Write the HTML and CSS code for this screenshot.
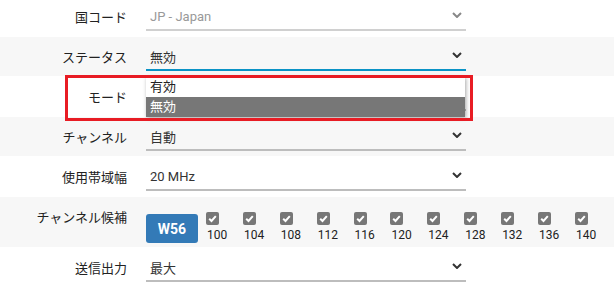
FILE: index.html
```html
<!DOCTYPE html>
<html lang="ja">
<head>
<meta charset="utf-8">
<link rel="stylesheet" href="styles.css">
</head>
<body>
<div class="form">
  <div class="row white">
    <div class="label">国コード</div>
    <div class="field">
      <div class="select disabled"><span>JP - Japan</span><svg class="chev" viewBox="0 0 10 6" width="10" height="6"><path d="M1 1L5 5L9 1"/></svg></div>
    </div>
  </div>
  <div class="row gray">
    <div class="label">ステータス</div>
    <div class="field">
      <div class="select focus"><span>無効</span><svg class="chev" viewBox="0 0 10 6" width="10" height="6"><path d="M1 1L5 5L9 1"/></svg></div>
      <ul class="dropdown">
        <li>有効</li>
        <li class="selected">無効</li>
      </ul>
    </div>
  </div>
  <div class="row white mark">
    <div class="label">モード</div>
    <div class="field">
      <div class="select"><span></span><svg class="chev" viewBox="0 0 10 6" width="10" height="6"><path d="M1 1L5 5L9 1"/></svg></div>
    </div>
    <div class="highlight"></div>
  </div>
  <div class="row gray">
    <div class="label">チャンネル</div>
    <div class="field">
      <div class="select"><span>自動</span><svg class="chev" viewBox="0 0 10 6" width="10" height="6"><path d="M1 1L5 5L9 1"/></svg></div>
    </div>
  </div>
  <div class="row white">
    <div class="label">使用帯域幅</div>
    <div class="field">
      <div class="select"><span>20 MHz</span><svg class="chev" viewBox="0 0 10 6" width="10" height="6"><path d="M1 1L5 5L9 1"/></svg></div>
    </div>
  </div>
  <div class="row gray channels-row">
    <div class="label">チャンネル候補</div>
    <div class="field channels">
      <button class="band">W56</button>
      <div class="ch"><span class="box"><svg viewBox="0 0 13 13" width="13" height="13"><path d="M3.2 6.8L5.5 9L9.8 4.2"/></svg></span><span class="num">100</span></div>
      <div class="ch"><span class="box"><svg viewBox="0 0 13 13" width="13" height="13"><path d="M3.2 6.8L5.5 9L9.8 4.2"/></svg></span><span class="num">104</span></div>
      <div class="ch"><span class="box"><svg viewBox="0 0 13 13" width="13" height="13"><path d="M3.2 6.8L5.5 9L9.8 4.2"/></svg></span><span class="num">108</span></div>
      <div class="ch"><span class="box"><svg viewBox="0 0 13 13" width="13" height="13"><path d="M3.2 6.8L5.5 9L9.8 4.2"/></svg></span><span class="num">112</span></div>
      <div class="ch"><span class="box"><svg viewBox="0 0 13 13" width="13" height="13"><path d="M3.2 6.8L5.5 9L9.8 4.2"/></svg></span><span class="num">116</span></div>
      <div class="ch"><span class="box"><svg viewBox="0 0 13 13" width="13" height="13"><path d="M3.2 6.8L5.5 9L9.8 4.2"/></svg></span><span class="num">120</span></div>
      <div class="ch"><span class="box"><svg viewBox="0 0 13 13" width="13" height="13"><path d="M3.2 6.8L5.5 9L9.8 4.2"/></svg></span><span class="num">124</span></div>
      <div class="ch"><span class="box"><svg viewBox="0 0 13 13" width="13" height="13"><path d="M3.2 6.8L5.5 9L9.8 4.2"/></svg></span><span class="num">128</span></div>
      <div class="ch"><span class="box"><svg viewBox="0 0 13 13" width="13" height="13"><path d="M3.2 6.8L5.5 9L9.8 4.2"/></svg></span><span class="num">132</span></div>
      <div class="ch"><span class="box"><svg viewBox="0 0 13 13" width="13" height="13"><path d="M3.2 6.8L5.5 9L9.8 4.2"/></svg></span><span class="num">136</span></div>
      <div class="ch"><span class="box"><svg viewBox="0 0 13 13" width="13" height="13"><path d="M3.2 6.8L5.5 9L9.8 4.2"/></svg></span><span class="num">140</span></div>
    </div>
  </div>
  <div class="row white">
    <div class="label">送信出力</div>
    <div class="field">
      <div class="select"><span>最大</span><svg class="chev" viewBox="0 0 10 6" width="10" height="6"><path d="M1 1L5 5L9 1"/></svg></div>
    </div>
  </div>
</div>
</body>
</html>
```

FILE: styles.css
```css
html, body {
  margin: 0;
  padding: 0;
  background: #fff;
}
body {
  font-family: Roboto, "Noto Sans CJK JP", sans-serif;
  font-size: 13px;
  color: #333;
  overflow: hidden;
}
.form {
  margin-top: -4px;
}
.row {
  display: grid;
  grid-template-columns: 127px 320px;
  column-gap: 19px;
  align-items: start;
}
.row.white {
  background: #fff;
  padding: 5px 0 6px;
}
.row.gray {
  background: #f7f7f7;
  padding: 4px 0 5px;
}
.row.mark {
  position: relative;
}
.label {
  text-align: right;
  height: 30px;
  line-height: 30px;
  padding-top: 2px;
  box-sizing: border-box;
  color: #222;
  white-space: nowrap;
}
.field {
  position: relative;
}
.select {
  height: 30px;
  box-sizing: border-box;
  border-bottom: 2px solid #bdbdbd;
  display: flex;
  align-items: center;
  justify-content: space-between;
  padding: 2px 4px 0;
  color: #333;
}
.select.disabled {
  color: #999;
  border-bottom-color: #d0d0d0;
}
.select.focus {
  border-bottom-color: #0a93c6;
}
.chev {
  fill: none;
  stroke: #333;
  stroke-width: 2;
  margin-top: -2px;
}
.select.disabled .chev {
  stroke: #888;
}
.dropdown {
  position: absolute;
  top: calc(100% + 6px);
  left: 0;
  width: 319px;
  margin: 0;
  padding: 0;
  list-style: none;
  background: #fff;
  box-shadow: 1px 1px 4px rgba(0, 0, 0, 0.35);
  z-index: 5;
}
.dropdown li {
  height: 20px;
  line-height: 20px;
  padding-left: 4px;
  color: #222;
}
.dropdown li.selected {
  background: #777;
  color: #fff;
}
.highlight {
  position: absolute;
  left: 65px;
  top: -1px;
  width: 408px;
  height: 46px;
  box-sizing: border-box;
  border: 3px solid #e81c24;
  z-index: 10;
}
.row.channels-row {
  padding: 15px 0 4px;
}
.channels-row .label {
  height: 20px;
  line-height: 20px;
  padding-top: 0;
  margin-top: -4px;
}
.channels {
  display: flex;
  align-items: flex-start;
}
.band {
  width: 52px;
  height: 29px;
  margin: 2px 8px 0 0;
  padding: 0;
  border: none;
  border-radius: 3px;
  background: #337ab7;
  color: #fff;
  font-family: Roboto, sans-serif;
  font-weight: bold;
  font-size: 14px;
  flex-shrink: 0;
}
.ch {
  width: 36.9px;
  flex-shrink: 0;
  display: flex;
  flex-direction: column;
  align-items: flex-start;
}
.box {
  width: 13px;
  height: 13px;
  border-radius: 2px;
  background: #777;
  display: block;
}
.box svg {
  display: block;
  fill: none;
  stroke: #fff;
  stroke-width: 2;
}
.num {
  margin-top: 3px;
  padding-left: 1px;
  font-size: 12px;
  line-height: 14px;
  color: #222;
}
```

_TASK PROMPT:_ Without the pictures, write out all of the material exactly.

_EXERCISE ANSWER:_
Write the HTML and CSS code for this screenshot.
FILE: index.html
```html
<!DOCTYPE html>
<html lang="ja">
<head>
<meta charset="utf-8">
<link rel="stylesheet" href="styles.css">
</head>
<body>
<div class="form">
  <div class="row white">
    <div class="label">国コード</div>
    <div class="field">
      <div class="select disabled"><span>JP - Japan</span><svg class="chev" viewBox="0 0 10 6" width="10" height="6"><path d="M1 1L5 5L9 1"/></svg></div>
    </div>
  </div>
  <div class="row gray">
    <div class="label">ステータス</div>
    <div class="field">
      <div class="select focus"><span>無効</span><svg class="chev" viewBox="0 0 10 6" width="10" height="6"><path d="M1 1L5 5L9 1"/></svg></div>
      <ul class="dropdown">
        <li>有効</li>
        <li class="selected">無効</li>
      </ul>
    </div>
  </div>
  <div class="row white mark">
    <div class="label">モード</div>
    <div class="field">
      <div class="select"><span></span><svg class="chev" viewBox="0 0 10 6" width="10" height="6"><path d="M1 1L5 5L9 1"/></svg></div>
    </div>
    <div class="highlight"></div>
  </div>
  <div class="row gray">
    <div class="label">チャンネル</div>
    <div class="field">
      <div class="select"><span>自動</span><svg class="chev" viewBox="0 0 10 6" width="10" height="6"><path d="M1 1L5 5L9 1"/></svg></div>
    </div>
  </div>
  <div class="row white">
    <div class="label">使用帯域幅</div>
    <div class="field">
      <div class="select"><span>20 MHz</span><svg class="chev" viewBox="0 0 10 6" width="10" height="6"><path d="M1 1L5 5L9 1"/></svg></div>
    </div>
  </div>
  <div class="row gray channels-row">
    <div class="label">チャンネル候補</div>
    <div class="field channels">
      <button class="band">W56</button>
      <div class="ch"><span class="box"><svg viewBox="0 0 13 13" width="13" height="13"><path d="M3.2 6.8L5.5 9L9.8 4.2"/></svg></span><span class="num">100</span></div>
      <div class="ch"><span class="box"><svg viewBox="0 0 13 13" width="13" height="13"><path d="M3.2 6.8L5.5 9L9.8 4.2"/></svg></span><span class="num">104</span></div>
      <div class="ch"><span class="box"><svg viewBox="0 0 13 13" width="13" height="13"><path d="M3.2 6.8L5.5 9L9.8 4.2"/></svg></span><span class="num">108</span></div>
      <div class="ch"><span class="box"><svg viewBox="0 0 13 13" width="13" height="13"><path d="M3.2 6.8L5.5 9L9.8 4.2"/></svg></span><span class="num">112</span></div>
      <div class="ch"><span class="box"><svg viewBox="0 0 13 13" width="13" height="13"><path d="M3.2 6.8L5.5 9L9.8 4.2"/></svg></span><span class="num">116</span></div>
      <div class="ch"><span class="box"><svg viewBox="0 0 13 13" width="13" height="13"><path d="M3.2 6.8L5.5 9L9.8 4.2"/></svg></span><span class="num">120</span></div>
      <div class="ch"><span class="box"><svg viewBox="0 0 13 13" width="13" height="13"><path d="M3.2 6.8L5.5 9L9.8 4.2"/></svg></span><span class="num">124</span></div>
      <div class="ch"><span class="box"><svg viewBox="0 0 13 13" width="13" height="13"><path d="M3.2 6.8L5.5 9L9.8 4.2"/></svg></span><span class="num">128</span></div>
      <div class="ch"><span class="box"><svg viewBox="0 0 13 13" width="13" height="13"><path d="M3.2 6.8L5.5 9L9.8 4.2"/></svg></span><span class="num">132</span></div>
      <div class="ch"><span class="box"><svg viewBox="0 0 13 13" width="13" height="13"><path d="M3.2 6.8L5.5 9L9.8 4.2"/></svg></span><span class="num">136</span></div>
      <div class="ch"><span class="box"><svg viewBox="0 0 13 13" width="13" height="13"><path d="M3.2 6.8L5.5 9L9.8 4.2"/></svg></span><span class="num">140</span></div>
    </div>
  </div>
  <div class="row white">
    <div class="label">送信出力</div>
    <div class="field">
      <div class="select"><span>最大</span><svg class="chev" viewBox="0 0 10 6" width="10" height="6"><path d="M1 1L5 5L9 1"/></svg></div>
    </div>
  </div>
</div>
</body>
</html>
```

FILE: styles.css
```css
html, body {
  margin: 0;
  padding: 0;
  background: #fff;
}
body {
  font-family: Roboto, "Noto Sans CJK JP", sans-serif;
  font-size: 13px;
  color: #333;
  overflow: hidden;
}
.form {
  margin-top: -4px;
}
.row {
  display: grid;
  grid-template-columns: 127px 320px;
  column-gap: 19px;
  align-items: start;
}
.row.white {
  background: #fff;
  padding: 5px 0 6px;
}
.row.gray {
  background: #f7f7f7;
  padding: 4px 0 5px;
}
.row.mark {
  position: relative;
}
.label {
  text-align: right;
  height: 30px;
  line-height: 30px;
  padding-top: 2px;
  box-sizing: border-box;
  color: #222;
  white-space: nowrap;
}
.field {
  position: relative;
}
.select {
  height: 30px;
  box-sizing: border-box;
  border-bottom: 2px solid #bdbdbd;
  display: flex;
  align-items: center;
  justify-content: space-between;
  padding: 2px 4px 0;
  color: #333;
}
.select.disabled {
  color: #999;
  border-bottom-color: #d0d0d0;
}
.select.focus {
  border-bottom-color: #0a93c6;
}
.chev {
  fill: none;
  stroke: #333;
  stroke-width: 2;
  margin-top: -2px;
}
.select.disabled .chev {
  stroke: #888;
}
.dropdown {
  position: absolute;
  top: calc(100% + 6px);
  left: 0;
  width: 319px;
  margin: 0;
  padding: 0;
  list-style: none;
  background: #fff;
  box-shadow: 1px 1px 4px rgba(0, 0, 0, 0.35);
  z-index: 5;
}
.dropdown li {
  height: 20px;
  line-height: 20px;
  padding-left: 4px;
  color: #222;
}
.dropdown li.selected {
  background: #777;
  color: #fff;
}
.highlight {
  position: absolute;
  left: 65px;
  top: -1px;
  width: 408px;
  height: 46px;
  box-sizing: border-box;
  border: 3px solid #e81c24;
  z-index: 10;
}
.row.channels-row {
  padding: 15px 0 4px;
}
.channels-row .label {
  height: 20px;
  line-height: 20px;
  padding-top: 0;
  margin-top: -4px;
}
.channels {
  display: flex;
  align-items: flex-start;
}
.band {
  width: 52px;
  height: 29px;
  margin: 2px 8px 0 0;
  padding: 0;
  border: none;
  border-radius: 3px;
  background: #337ab7;
  color: #fff;
  font-family: Roboto, sans-serif;
  font-weight: bold;
  font-size: 14px;
  flex-shrink: 0;
}
.ch {
  width: 36.9px;
  flex-shrink: 0;
  display: flex;
  flex-direction: column;
  align-items: flex-start;
}
.box {
  width: 13px;
  height: 13px;
  border-radius: 2px;
  background: #777;
  display: block;
}
.box svg {
  display: block;
  fill: none;
  stroke: #fff;
  stroke-width: 2;
}
.num {
  margin-top: 3px;
  padding-left: 1px;
  font-size: 12px;
  line-height: 14px;
  color: #222;
}
```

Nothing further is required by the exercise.